§ DO THIS: Scan the material that follows. Copy every line containing the word "TypeScript".
start RECORDS SUPPLIED
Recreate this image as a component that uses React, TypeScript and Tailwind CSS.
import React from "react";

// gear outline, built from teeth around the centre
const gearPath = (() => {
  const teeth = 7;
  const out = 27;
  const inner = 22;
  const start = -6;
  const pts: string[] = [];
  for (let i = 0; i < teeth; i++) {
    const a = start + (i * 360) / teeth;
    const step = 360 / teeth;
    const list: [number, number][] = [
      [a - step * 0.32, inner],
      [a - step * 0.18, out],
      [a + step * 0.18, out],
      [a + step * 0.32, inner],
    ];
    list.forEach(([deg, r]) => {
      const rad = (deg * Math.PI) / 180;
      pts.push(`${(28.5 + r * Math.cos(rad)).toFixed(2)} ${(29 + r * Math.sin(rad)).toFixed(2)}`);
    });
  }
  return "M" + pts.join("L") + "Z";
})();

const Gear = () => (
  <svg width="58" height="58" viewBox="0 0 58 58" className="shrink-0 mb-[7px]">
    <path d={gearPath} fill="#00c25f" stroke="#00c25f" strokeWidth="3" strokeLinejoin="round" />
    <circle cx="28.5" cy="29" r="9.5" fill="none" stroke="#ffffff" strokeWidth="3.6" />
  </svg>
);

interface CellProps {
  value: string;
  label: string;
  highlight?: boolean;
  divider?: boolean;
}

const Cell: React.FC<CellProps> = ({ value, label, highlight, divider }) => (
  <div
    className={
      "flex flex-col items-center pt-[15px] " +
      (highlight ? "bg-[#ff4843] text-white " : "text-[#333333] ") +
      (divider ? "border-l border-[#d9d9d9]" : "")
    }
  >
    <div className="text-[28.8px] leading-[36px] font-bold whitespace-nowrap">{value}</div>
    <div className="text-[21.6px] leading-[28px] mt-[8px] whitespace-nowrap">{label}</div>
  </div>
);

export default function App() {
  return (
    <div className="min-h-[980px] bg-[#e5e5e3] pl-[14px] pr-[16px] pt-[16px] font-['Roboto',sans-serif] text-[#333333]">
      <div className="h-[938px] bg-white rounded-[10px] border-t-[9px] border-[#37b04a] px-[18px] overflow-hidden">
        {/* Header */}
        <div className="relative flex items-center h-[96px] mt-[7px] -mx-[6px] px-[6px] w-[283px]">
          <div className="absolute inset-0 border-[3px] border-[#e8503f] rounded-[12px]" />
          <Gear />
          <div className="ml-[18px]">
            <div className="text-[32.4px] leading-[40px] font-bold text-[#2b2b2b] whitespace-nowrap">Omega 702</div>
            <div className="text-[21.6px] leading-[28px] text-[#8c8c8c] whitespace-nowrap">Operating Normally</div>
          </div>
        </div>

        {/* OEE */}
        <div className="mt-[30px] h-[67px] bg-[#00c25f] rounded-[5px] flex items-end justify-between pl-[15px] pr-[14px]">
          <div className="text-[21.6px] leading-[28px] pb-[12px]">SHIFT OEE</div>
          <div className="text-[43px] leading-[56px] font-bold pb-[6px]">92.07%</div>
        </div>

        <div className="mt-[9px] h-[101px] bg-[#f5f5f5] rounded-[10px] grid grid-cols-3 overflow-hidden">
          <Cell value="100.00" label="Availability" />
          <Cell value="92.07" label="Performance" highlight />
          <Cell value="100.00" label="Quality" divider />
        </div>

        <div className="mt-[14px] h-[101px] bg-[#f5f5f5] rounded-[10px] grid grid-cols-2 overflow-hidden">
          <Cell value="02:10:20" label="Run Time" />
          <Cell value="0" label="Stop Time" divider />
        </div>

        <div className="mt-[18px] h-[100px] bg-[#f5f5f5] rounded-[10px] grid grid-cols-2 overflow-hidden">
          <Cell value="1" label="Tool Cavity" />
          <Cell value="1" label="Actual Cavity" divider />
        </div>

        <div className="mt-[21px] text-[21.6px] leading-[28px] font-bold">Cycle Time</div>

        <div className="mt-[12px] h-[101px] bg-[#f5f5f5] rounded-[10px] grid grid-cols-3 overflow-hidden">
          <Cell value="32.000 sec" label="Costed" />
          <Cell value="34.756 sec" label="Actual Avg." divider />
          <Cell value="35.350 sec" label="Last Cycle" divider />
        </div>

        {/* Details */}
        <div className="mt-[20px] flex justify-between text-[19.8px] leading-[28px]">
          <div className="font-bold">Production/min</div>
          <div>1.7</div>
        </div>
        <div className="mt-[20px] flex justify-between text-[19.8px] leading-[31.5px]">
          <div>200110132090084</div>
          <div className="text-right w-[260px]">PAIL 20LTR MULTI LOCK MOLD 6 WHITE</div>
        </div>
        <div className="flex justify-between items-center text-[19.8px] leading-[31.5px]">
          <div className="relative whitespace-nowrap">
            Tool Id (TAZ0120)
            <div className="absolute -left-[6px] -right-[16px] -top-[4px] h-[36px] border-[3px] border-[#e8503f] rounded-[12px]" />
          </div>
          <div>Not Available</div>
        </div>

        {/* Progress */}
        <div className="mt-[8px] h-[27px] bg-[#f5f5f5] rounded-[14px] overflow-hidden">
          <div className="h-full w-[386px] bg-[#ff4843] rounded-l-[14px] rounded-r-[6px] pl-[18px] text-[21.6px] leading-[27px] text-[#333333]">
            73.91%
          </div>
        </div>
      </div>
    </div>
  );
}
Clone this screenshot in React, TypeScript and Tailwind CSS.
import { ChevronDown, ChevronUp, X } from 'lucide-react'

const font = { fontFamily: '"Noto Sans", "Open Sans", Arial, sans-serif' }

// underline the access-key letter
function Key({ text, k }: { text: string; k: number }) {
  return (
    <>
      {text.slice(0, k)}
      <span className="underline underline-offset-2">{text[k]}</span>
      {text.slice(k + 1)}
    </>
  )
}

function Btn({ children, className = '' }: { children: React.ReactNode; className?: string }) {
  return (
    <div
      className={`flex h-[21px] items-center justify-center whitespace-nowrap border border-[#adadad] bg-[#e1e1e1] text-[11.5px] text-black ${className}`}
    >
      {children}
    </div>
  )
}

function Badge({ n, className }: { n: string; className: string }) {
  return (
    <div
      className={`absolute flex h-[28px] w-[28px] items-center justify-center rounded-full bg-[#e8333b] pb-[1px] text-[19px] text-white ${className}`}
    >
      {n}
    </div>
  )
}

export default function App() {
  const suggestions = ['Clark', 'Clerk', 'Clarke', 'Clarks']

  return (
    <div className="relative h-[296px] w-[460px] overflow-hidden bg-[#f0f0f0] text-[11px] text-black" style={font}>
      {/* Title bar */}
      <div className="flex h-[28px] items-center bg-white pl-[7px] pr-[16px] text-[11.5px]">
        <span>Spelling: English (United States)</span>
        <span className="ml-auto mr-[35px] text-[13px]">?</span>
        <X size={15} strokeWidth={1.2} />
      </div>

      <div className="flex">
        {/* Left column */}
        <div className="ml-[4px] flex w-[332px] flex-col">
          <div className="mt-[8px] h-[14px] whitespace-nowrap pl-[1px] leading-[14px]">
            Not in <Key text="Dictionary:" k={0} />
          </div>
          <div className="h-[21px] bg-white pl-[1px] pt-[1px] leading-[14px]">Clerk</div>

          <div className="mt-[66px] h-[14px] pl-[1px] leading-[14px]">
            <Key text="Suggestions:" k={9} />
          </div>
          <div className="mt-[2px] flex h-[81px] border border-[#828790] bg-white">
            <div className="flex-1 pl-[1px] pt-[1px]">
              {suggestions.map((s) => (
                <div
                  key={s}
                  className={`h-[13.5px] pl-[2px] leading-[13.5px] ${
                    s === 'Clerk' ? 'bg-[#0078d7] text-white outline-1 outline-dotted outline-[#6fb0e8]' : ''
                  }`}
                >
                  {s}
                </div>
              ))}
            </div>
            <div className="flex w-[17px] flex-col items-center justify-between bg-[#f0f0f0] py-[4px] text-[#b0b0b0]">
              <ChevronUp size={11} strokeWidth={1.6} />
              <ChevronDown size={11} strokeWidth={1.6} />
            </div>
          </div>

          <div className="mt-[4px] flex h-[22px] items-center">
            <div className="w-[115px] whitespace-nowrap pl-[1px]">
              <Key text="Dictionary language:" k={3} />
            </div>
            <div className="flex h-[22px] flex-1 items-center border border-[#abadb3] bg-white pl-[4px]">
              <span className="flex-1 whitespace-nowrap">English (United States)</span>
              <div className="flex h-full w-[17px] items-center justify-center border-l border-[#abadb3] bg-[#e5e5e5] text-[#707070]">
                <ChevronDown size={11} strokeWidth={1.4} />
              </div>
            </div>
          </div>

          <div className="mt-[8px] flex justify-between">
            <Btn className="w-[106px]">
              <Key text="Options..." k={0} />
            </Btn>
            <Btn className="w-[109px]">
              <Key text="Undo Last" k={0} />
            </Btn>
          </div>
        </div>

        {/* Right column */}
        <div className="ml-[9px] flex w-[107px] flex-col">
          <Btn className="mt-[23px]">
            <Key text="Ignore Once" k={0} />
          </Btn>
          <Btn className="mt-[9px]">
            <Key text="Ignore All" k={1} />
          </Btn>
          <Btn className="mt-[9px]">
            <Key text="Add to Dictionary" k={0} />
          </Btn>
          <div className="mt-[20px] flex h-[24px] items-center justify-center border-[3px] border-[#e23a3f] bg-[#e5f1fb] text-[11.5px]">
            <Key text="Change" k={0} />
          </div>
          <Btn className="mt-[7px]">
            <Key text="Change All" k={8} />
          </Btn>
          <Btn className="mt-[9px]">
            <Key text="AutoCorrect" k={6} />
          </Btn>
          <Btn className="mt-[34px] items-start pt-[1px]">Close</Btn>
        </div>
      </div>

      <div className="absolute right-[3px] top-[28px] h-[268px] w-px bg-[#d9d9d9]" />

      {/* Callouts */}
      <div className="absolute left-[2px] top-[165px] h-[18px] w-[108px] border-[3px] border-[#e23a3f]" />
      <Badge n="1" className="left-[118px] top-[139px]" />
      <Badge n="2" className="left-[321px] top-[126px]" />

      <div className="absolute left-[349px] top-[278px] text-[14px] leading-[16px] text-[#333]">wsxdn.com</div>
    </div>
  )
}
end RECORDS SUPPLIED
§ SOLUTION:
Recreate this image as a component that uses React, TypeScript and Tailwind CSS.
Clone this screenshot in React, TypeScript and Tailwind CSS.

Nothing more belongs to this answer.